- **Your objective**:
Take every line that has the string "this" and copy it out.

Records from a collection
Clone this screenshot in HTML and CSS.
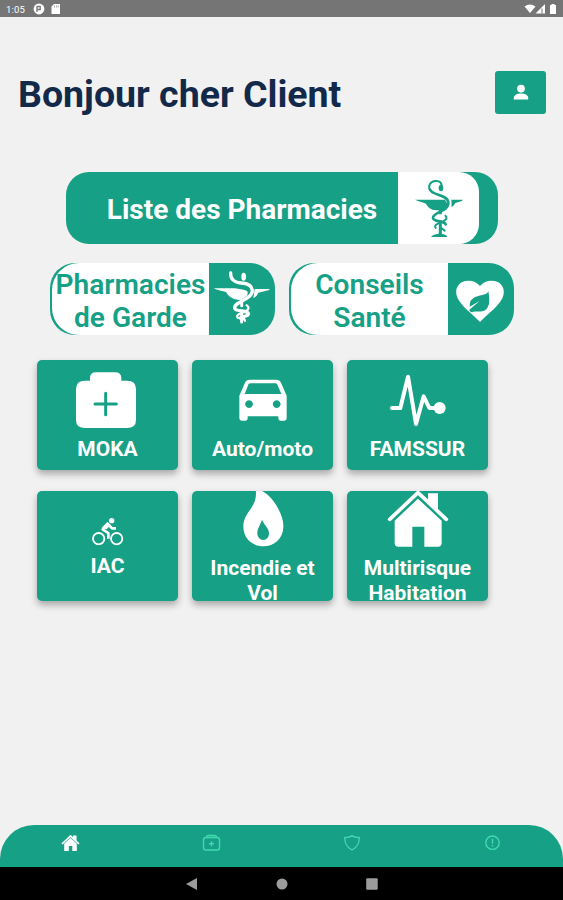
FILE: index.html
```html
<!DOCTYPE html>
<html lang="fr">
<head>
<meta charset="utf-8">
<title>Accueil</title>
<link rel="stylesheet" href="styles.css">
</head>
<body>
<div class="screen">
  <div class="status">
    <span class="clock">1:05</span>
    <svg class="st-left" width="32" height="14" viewBox="0 0 32 14"><circle cx="7" cy="7" r="5.400" fill="#fff"/><path d="M5 4v6M5 4.500h3.200v3H5" fill="none" stroke="#777" stroke-width="1.300"/><path d="M22 2h6v10h-8.500V4.500z" fill="#fff"/><path d="M22.500 3.500v2M24.500 3.500v2M26.300 3.500v2" stroke="#888" stroke-width=".7"/></svg>
    <svg class="st-right" width="35" height="14" viewBox="0 0 35 14" fill="#fff"><path d="M.5 4.500Q6 .5 11.500 4.500L6 11z"/><path d="M21 2v9.500H11.500z"/><path d="M18 6.500v5" stroke="#777" stroke-width="1"/><path d="M26 3h1.500V2h3v1H32v9h-6z"/></svg>
  </div>
  <header class="header">
    <h1>Bonjour cher Client</h1>
    <button class="profile" aria-label="Profil"><svg width="16" height="17" viewBox="0 0 16 17" fill="#fff"><circle cx="8" cy="4.600" r="3.900"/><path d="M.8 15.600v-1.800C.8 11 4.500 9.500 8 9.500s7.200 1.500 7.200 4.300v1.800z"/></svg></button>
  </header>

  <a class="pill main-pill">
    <span class="main-label">Liste des Pharmacies</span>
    <span class="main-icon">
      <svg width="50" height="62" viewBox="100 50 150 186" fill="none" stroke="#16a085" stroke-linecap="round"><path d="M103 118h90l9 16c-6 10-14 14-22 16h-14c-16-2-23-8-30-20-9-4-20-6-33-12zM212 118h34l-2 4-20 6c-4 7-7 10-11 12z" fill="#16a085" stroke="none"/><path d="M148 89c-7-13 1-26 17-27 13-1 20 7 17 17" stroke-width="6"/><ellipse cx="181" cy="83" rx="7" ry="10" fill="#16a085" stroke="none"/><path d="M148 88c6 18 52 13 55 38 2 28-46 29-46 46 0 14 35 8 38 20" stroke-width="8"/><path d="M179 148v14M179 180v42" stroke-width="9" stroke-linecap="butt"/><path d="M194 166c10 10-4 17-16 21-12 5-18 8-13 16M180 202l12 9" stroke-width="6"/><path d="M151 230c5-8 18-7 27-12 9 5 20 4 22 12z" fill="#16a085" stroke="none"/></svg>
    </span>
  </a>

  <div class="pair">
    <a class="pill small-pill">
      <span class="small-label">Pharmacies<br>de Garde</span>
      <span class="small-icon">
        <svg width="58" height="60" viewBox="515 45 174 180" fill="none" stroke="#fff" stroke-linecap="round"><path d="M517 103h104l-4 28c-7 5-13 7-20 7-24-1-34-10-43-24-10-3-27-5-37-11zM640 105h44v3l-33 8c-3 8-8 12-15 16z" fill="#fff" stroke="none"/><path d="M577 92c20 10 50 2 52 26 1 20-47 28-47 46" stroke="#16a085" stroke-width="16"/><path d="M568 57c-2 18 12 29 31 30 20 1 33 7 34 22 1 27-53 33-53 52 0 14 41 6 41 19 0 8-18 6-24 12" stroke-width="10"/><ellipse cx="607" cy="68" rx="7" ry="12" fill="#fff" stroke="none"/><path d="M601 140v15M601 177v27" stroke-width="9"/><path d="M616 154c14 10-2 19-15 23-14 4-16 10-11 15M607 193l4 7" stroke-width="7"/></svg>
      </span>
    </a>
    <a class="pill small-pill">
      <span class="small-label">Conseils<br>Santé</span>
      <span class="small-icon">
        <svg class="heart" width="50" height="44" viewBox="524 72 150 132"><path d="M599 201c-19-20-45-39-60-60-18-24-14-49 7-60 18-8 40-4 53 12 13-16 35-20 53-12 21 11 25 36 7 60-15 21-41 40-60 60z" fill="#fff"/><path d="M624 108c-3 17-46 8-55 35l-1 12 30-17-32 27 6 7c18-7 40 5 51-17 7-14 3-32 1-47z" fill="#16a085"/></svg>
      </span>
    </a>
  </div>

  <main class="grid">
    <a class="card"><svg width="64" height="70" viewBox="137 51 192 210"><path d="M179 92V84q0-17 18-17h57q19 0 19 17v8h17q27 0 27 25v93q0 24-27 24H164q-27 0-27-24v-93q0-25 27-25z" fill="#fff"/><path d="M226 130v64M194 162h64" stroke="#16a085" stroke-width="9" stroke-linecap="round"/></svg><span>MOKA</span></a>
    <a class="card"><svg width="54" height="70" viewBox="153 51 162 210"><path fill="#fff" fill-rule="evenodd" d="M163 137l17-39q4-9 14-9h80q10 0 14 9l17 39v68q0 7-7 7h-12q-6 0-6-7v-6h-92v6q0 7-6 7h-12q-7 0-7-7zM179 132h110l-13-31q-2-1-5-1h-74q-4 0-6 1zM192 151a11.500 11.500 0 1 0 .1 0zM275 151a11.500 11.500 0 1 0 .1 0z"/></svg><span>Auto/moto</span></a>
    <a class="card"><svg width="62" height="70" viewBox="605 51 186 210"><path d="M620 174h25l23-94 24 142 23-83 17 35h30" fill="none" stroke="#fff" stroke-width="12" stroke-linecap="round" stroke-linejoin="round"/><circle cx="763" cy="174" r="18" fill="#fff"/></svg><span>FAMSSUR</span></a>
    <a class="card"><svg width="34" height="41" viewBox="182 92 102 123" fill="none" stroke="#fff"><circle cx="205" cy="169" r="17" stroke-width="5.500"/><circle cx="259" cy="169" r="17" stroke-width="5.500"/><circle cx="244" cy="115" r="8" fill="#fff" stroke="none"/><path d="M234 169v-17l-17-11 16-16 12 13h12" stroke-width="8" stroke-linejoin="round"/><path d="M214 136l17-17 9 9-11 13z" fill="#fff" stroke="none"/></svg><span>IAC</span></a>
    <a class="card"><svg width="46" height="70" viewBox="164 12 138 210"><path fill="#fff" fill-rule="evenodd" d="M211 22c26 2 49 24 66 55 12 21 18 42 17 58-1 35-27 58-60 58s-60-23-60-60c0-45 45-55 37-111zM230 113c-6 18-14 26-14 41 0 12 8 20 18 20s17-8 17-20c0-17-14-23-21-41z"/></svg><span>Incendie et<br>Vol</span></a>
    <a class="card"><svg width="62" height="70" viewBox="605 12 186 210"><path d="M613 112l85-80 85 80" fill="none" stroke="#fff" stroke-width="11" stroke-linecap="round" stroke-linejoin="round"/><path d="M728 62V34h30v58z" fill="#fff"/><path d="M628 116l70-66 71 66v67q0 11-11 11h-41v-60h-36v60h-42q-11 0-11-11z" fill="#fff"/></svg><span>Multirisque<br>Habitation</span></a>
  </main>

  <nav class="tabs">
    <a><svg width="20" height="20" viewBox="0 0 20 20"><path d="M2.500 10.500L10.500 3l8 7.500" fill="none" stroke="#fff" stroke-width="1.700" stroke-linecap="round"/><path d="M13 2.500h3.500v6L13 6zM4.200 10.700l6.300-5.900 6.300 5.900V18h-4.500v-5H8.800v5H4.200z" fill="#fff"/></svg></a>
    <a><svg width="20" height="20" viewBox="0 0 20 20" fill="none" stroke="#40d9b0" stroke-width="1.400"><rect x="2.500" y="4.500" width="16" height="12.500" rx="2.500"/><path d="M5.500 4.500q0-2 2-2h6q2 0 2 2M10.500 8.200v5M8 10.700h5"/></svg></a>
    <a><svg width="20" height="20" viewBox="0 0 20 20" fill="none" stroke="#40d9b0" stroke-width="1.400"><path d="M10 2.500C8.500 4 5 4.500 2.800 4.500c0 6 1.500 9.500 7.200 12.500 5.700-3 7.200-6.500 7.200-12.500C15 4.500 11.500 4 10 2.500z" stroke-linejoin="round"/></svg></a>
    <a><svg width="20" height="20" viewBox="0 0 20 20" fill="none" stroke="#40d9b0" stroke-width="1.400"><circle cx="9.500" cy="9.700" r="6.700"/><path d="M9.500 5.800v5M9.500 12v1.600"/></svg></a>
  </nav>
  <div class="sysbar">
    <svg width="14" height="14" viewBox="0 0 14 14"><path d="M1 7l11-6v12z" fill="#9c9c9c"/></svg>
    <svg width="14" height="14" viewBox="0 0 14 14"><circle cx="7" cy="7" r="5.500" fill="#9c9c9c"/></svg>
    <svg width="14" height="14" viewBox="0 0 14 14"><rect x="1.200" y="1.200" width="11.500" height="11.500" rx="1" fill="#9c9c9c"/></svg>
  </div>
</div>
</body>
</html>
```
FILE: styles.css
```css
* { box-sizing: border-box; }
body { margin: 0; font-family: Roboto, sans-serif; background: #f1f1f1; }
svg { display: block; flex: none; }
.screen { width: 563px; height: 900px; display: flex; flex-direction: column; overflow: hidden; background: #f1f1f1; }
.status { height: 17px; flex: none; background: #757575; color: #fff; display: flex; align-items: center; padding: 1px 4px 0 6px; }
.clock { font-size: 9.500px; width: 26px; letter-spacing: .2px; }
.st-right { margin-left: auto; }
.header { height: 44px; margin: 53px 17px 0 18px; display: flex; align-items: center; justify-content: space-between; flex: none; }
h1 { margin: 3px 0 0; font-size: 37.500px; line-height: 44px; font-weight: 700; color: #13294a; white-space: nowrap; }
.profile { width: 51px; height: 43px; border: 0; border-radius: 3px; background: #16a085; display: flex; align-items: center; justify-content: center; padding: 0; }
.pill { display: flex; background: #16a085; overflow: hidden; flex: none; font-weight: 600; }
.main-pill { width: 432px; height: 72px; margin: 58px 0 0 66px; border-radius: 23px; }
.main-label { width: 332px; padding-left: 20px; text-align: center; color: #fff; font-size: 28px; font-weight: 700; line-height: 75px; white-space: nowrap; }
.main-icon { width: 81px; background: #fff; border-radius: 0 20px 20px 0; display: flex; align-items: center; justify-content: center; }
.pair { display: flex; gap: 14px; margin: 19px 0 0 50px; }
.small-pill { width: 225px; height: 72px; border-radius: 25px; }
.small-label { width: 157px; margin-left: 2px; padding-top: 5px; border-radius: 27px 0 0 27px; background: #fff; color: #16a085; text-align: center; font-size: 28.100px; line-height: 33px; white-space: nowrap; }
.small-icon { flex: 1; display: flex; align-items: center; justify-content: center; }
.heart { margin-top: 3px; margin-right: 3px; }
.grid { display: grid; grid-template-columns: repeat(3, 141px); grid-auto-rows: 110px; gap: 21px 14px; margin: 24.500px 0 0 37px; }
.card { background: #16a085; border-radius: 5px; box-shadow: 0 4px 7px rgba(0,0,0,.3); overflow: hidden; display: flex; flex-direction: column; align-items: center; justify-content: center; color: #fff; font-size: 21px; line-height: 25px; font-weight: 700; text-align: center; white-space: nowrap; }
.tabs { margin-top: auto; height: 42px; flex: none; display: grid; grid-template-columns: repeat(4, 1fr); justify-items: center; padding-top: 8px; background: #16a085; border-radius: 34px 34px 0 0; }
.sysbar { height: 33px; flex: none; background: #000; display: flex; justify-content: center; align-items: center; gap: 76px; }
```
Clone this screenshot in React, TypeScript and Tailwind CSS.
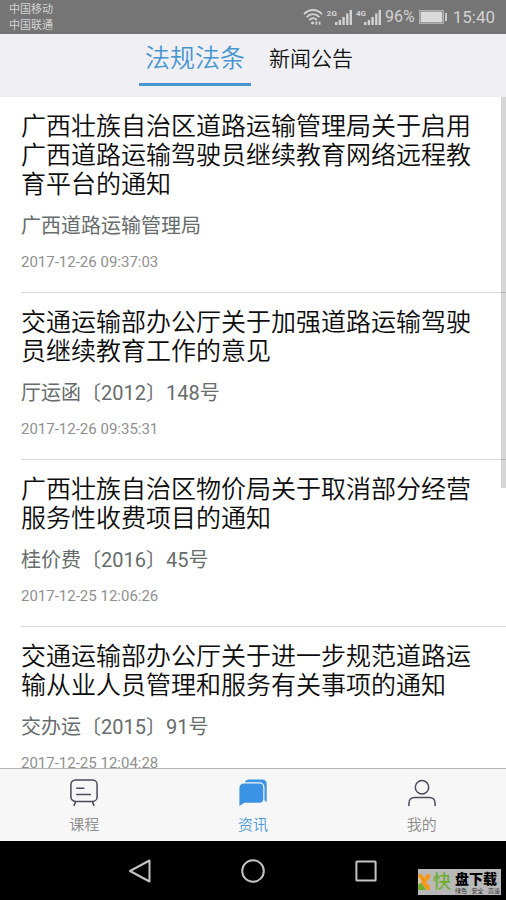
import React from 'react';
import clsx from 'clsx';

interface Article {
  title: string;
  source: string;
  date: string;
}

const articles: Article[] = [
  {
    title: '广西壮族自治区道路运输管理局关于启用广西道路运输驾驶员继续教育网络远程教育平台的通知',
    source: '广西道路运输管理局',
    date: '2017-12-26 09:37:03',
  },
  {
    title: '交通运输部办公厅关于加强道路运输驾驶员继续教育工作的意见',
    source: '厅运函〔2012〕148号',
    date: '2017-12-26 09:35:31',
  },
  {
    title: '广西壮族自治区物价局关于取消部分经营服务性收费项目的通知',
    source: '桂价费〔2016〕45号',
    date: '2017-12-25 12:06:26',
  },
  {
    title: '交通运输部办公厅关于进一步规范道路运输从业人员管理和服务有关事项的通知',
    source: '交办运〔2015〕91号',
    date: '2017-12-25 12:04:28',
  },
];

const WifiIcon = () => (
  <svg className="w-5 h-[18px]" viewBox="0 0 20 18" fill="none" stroke="#d2d2d2" strokeWidth="1.8">
    <path d="M1 6.2C6 .6 14 .6 19 6.2" />
    <path d="M3.6 9.2c3.8-4 9-4 12.8 0" />
    <path d="M6.2 12c2.4-2.4 5.2-2.4 7.6 0" />
    <circle cx="9.6" cy="15" r="1.6" fill="#d2d2d2" stroke="none" />
    <path d="M13.4 16.8v-3.4M16.6 16.8v-3.4" strokeWidth="1.8" />
  </svg>
);

const Signal: React.FC<{ label: string }> = ({ label }) => (
  <div className="flex items-start">
    <span className="text-[8px] leading-[9px] font-bold">{label}</span>
    <svg className="w-[17px] h-4 -ml-0.5" viewBox="0 0 17 16" fill="#d2d2d2">
      <rect x="0" y="13" width="2.4" height="3" />
      <rect x="3.7" y="11" width="2.4" height="5" />
      <rect x="7.4" y="8" width="2.4" height="8" />
      <rect x="11.1" y="4.5" width="2.4" height="11.5" />
      <rect x="14.6" y="1" width="2.4" height="15" />
    </svg>
  </div>
);

const BatteryIcon = () => (
  <svg className="w-7 h-[14px]" viewBox="0 0 28 14" fill="none">
    <rect x=".5" y=".5" width="24" height="13" stroke="#b0b0b0" />
    <rect x="1.6" y="1.6" width="21.8" height="10.8" fill="#dadada" />
    <rect x="26" y="3" width="2" height="8" fill="#c8c8c8" />
  </svg>
);

const StatusBar = () => (
  <header className="flex h-[34px] shrink-0 items-center justify-between bg-[#757575] pl-[9px] pr-[11px] text-[#d2d2d2]">
    <div className="pt-0.5 text-[11px] leading-4">
      <div>中国移动</div>
      <div>中国联通</div>
    </div>
    <div className="flex items-center">
      <WifiIcon />
      <div className="ml-1 flex gap-1">
        <Signal label="2G" />
        <Signal label="4G" />
      </div>
      <span className="mx-1 text-[16px] leading-5">96%</span>
      <BatteryIcon />
      <span className="ml-1.5 text-[17px] leading-5">15:40</span>
    </div>
  </header>
);

const ArticleItem: React.FC<{ article: Article }> = ({ article }) => (
  <li className="ml-[21px] border-b border-[#d6d6d6] pt-[15px] pb-5">
    <a href="#" className="block">
      <h2 className="pr-6 text-[25px] leading-[29px] font-[350] text-[#0c0c0c]">{article.title}</h2>
      <p className="mt-[15px] text-[20px] leading-6 text-[#666b6b]">{article.source}</p>
      <time className="mt-3.5 block text-[15px] leading-5 text-[#8f8f8f]">{article.date}</time>
    </a>
  </li>
);

const CourseIcon = () => (
  <svg className="size-7" viewBox="0 0 28 28" fill="none" stroke="#4a4a5c" strokeWidth="1.5" strokeLinecap="round">
    <rect x=".9" y="1" width="26.2" height="21.4" rx="4.5" />
    <path d="M6.8 9.2h7M6.8 15.4h13.6M5.6 22.6l-1.5 3.8M22.4 22.6l1.5 3.8" />
  </svg>
);

const NewsIcon = () => (
  <svg className="size-7" viewBox="0 0 28 28" fill="#3a93e4">
    <path d="M4.8 4.6h15.5a4 4 0 0 1 4 4v11.2a4 4 0 0 1-4 4H5.2L.4 27V8.8a4.2 4.2 0 0 1 4.4-4.2z" />
    <path d="M5.8 3.2C6.5 1.4 8 .6 10 .6h13.4a4.3 4.3 0 0 1 4.3 4.3v18l-2.2-1.3V8.2a5 5 0 0 0-5-5z" />
  </svg>
);

const MineIcon = () => (
  <svg className="size-7" viewBox="0 0 28 28" fill="none" stroke="#4a4a5c" strokeWidth="1.5" strokeLinecap="round">
    <circle cx="14" cy="8.3" r="6.7" />
    <path d="M.9 26.6v-2.2c0-3.6 2.2-5.9 5.8-5.9h14.6c3.6 0 5.8 2.3 5.8 5.9v2.2" />
  </svg>
);

const tabs = [
  { label: '课程', icon: <CourseIcon />, active: false },
  { label: '资讯', icon: <NewsIcon />, active: true },
  { label: '我的', icon: <MineIcon />, active: false },
];

const SystemNav = () => (
  <div className="grid h-[59px] shrink-0 grid-cols-[1fr_113px_113px_113px_1fr] items-center justify-items-center bg-black">
    <span />
    <button aria-label="返回">
      <svg className="size-6" viewBox="0 0 24 24" fill="none" stroke="#c4c4c4" strokeWidth="2" strokeLinejoin="round">
        <path d="M21.5 1.5v21L2 12z" />
      </svg>
    </button>
    <button aria-label="主页">
      <svg className="size-6" viewBox="0 0 24 24" fill="none" stroke="#c4c4c4" strokeWidth="2">
        <circle cx="12" cy="12" r="10.8" />
      </svg>
    </button>
    <button aria-label="最近">
      <svg className="size-6" viewBox="0 0 24 24" fill="none" stroke="#c4c4c4" strokeWidth="2">
        <rect x="2.4" y="2.4" width="19.2" height="19.2" rx=".6" />
      </svg>
    </button>
  </div>
);

const Watermark = () => (
  <div className="absolute right-[5px] bottom-[5px] flex h-[26px] w-[83px] items-center bg-[#b9b9b9]">
    <svg className="h-[18px] w-3 shrink-0" viewBox="0 0 12 18">
      <path d="M0 1h4l2 4 3-4h3v4L8 9l4 4v4H9L4 11 0 8z" fill="#f39a1e" />
      <path d="M0 8l4 3 4 6H0z" fill="#6fae2c" />
      <path d="M0 3l4 5.5L0 12z" fill="#d3cfae" />
    </svg>
    <span className="ml-[3px] text-[18px] leading-6 font-medium text-[#6fae2c]">快</span>
    <div className="ml-1">
      <div className="text-[14px] leading-4 font-black text-black">盘下载</div>
      <div className="text-[6px] leading-[7px] whitespace-nowrap text-[#333333]">绿色 · 安全 · 高速</div>
    </div>
  </div>
);

export default function App() {
  return (
    <div className="relative flex h-screen flex-col overflow-hidden bg-white font-['Roboto','Noto_Sans_CJK_SC',sans-serif]">
      <StatusBar />

      <nav className="flex h-[63px] shrink-0 items-start justify-center gap-1 bg-[#efeff4]">
        <button className="h-[52px] w-28 border-b-3 border-[#4896d0] text-[25px] leading-8 font-[350] text-[#4896d0]">法规法条</button>
        <button className="h-[52px] w-28 border-b-3 border-transparent text-[21px] leading-8 font-[350] text-[#111111]">新闻公告</button>
      </nav>

      <main className="relative min-h-0 flex-1 overflow-hidden">
        <ul>
          {articles.map((article) => (
            <ArticleItem key={article.title} article={article} />
          ))}
        </ul>
        {/* Scroll thumb */}
        <div className="absolute top-0 right-0 h-7/12 w-[5px] bg-black/16" />
      </main>

      <nav className="grid h-[73px] shrink-0 grid-cols-3 border-t border-[#b4b4b4] bg-[#f7f7f7]">
        {tabs.map((tab) => (
          <button
            key={tab.label}
            className={clsx(
              'flex flex-col items-center pt-2.5 text-[15px] leading-5 font-[350]',
              tab.active ? 'text-[#4a97dc]' : 'text-[#8a8a8a]'
            )}
          >
            {tab.icon}
            <span className="mt-2">{tab.label}</span>
          </button>
        ))}
      </nav>

      <SystemNav />
      <Watermark />
    </div>
  );
}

- **Response to the exercise**:
Clone this screenshot in HTML and CSS.
Clone this screenshot in React, TypeScript and Tailwind CSS.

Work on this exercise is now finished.